Temennimiz, pahalılığın ve enflasyonun beklenen seviyelere düşmesidir. Hiç kimse pahalılıktan ve bunun getirdiği enflasyondan memnun değil. Halkımız da geçinebileceği düzeyde maaş zammını bunun için istiyor.
Maaşlara yapılan zamların ele geçmeden erimesi ve yoksulluğun artmaya başlaması toplumsal barışı da tehdit edecektir.
Bizi yönetenler maaş zamlarını bu kadar düşük tuttuklarına göre pahalılığı ve enflasyonu indirmekte bir yol haritalarının olduğu inancındayız. Pahalılığı ve enflasyonu önümüzdeki dönemde indirebileceklerini inanıyorlar ki, zam oranlarını da buna göre ayarlamış bulunuyorlar.
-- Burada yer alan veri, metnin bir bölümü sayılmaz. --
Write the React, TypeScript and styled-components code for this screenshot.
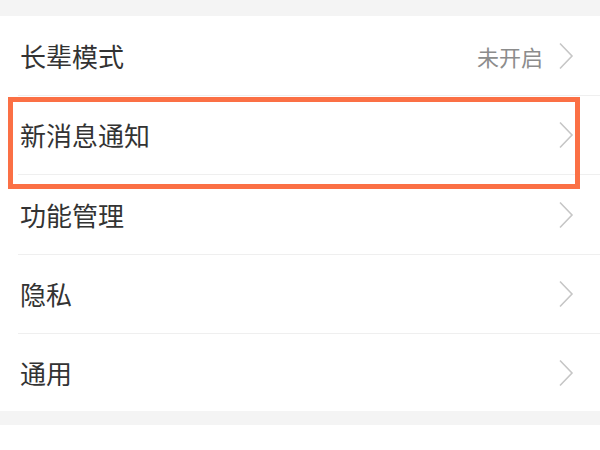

Pahalılığı indirsinler, enflasyon beklendiği gibi tek haneleri görsün millet buna razı. Eğer böyle bir tablo ile karşılaşacaksak, maaşlara yansıtılacak olan zamlar için de söylenecek bir şey olmayacak.
Ya tersi olursa ne olacak?
Açık söylememiz gerekirse bunu düşünmek bile istemiyoruz.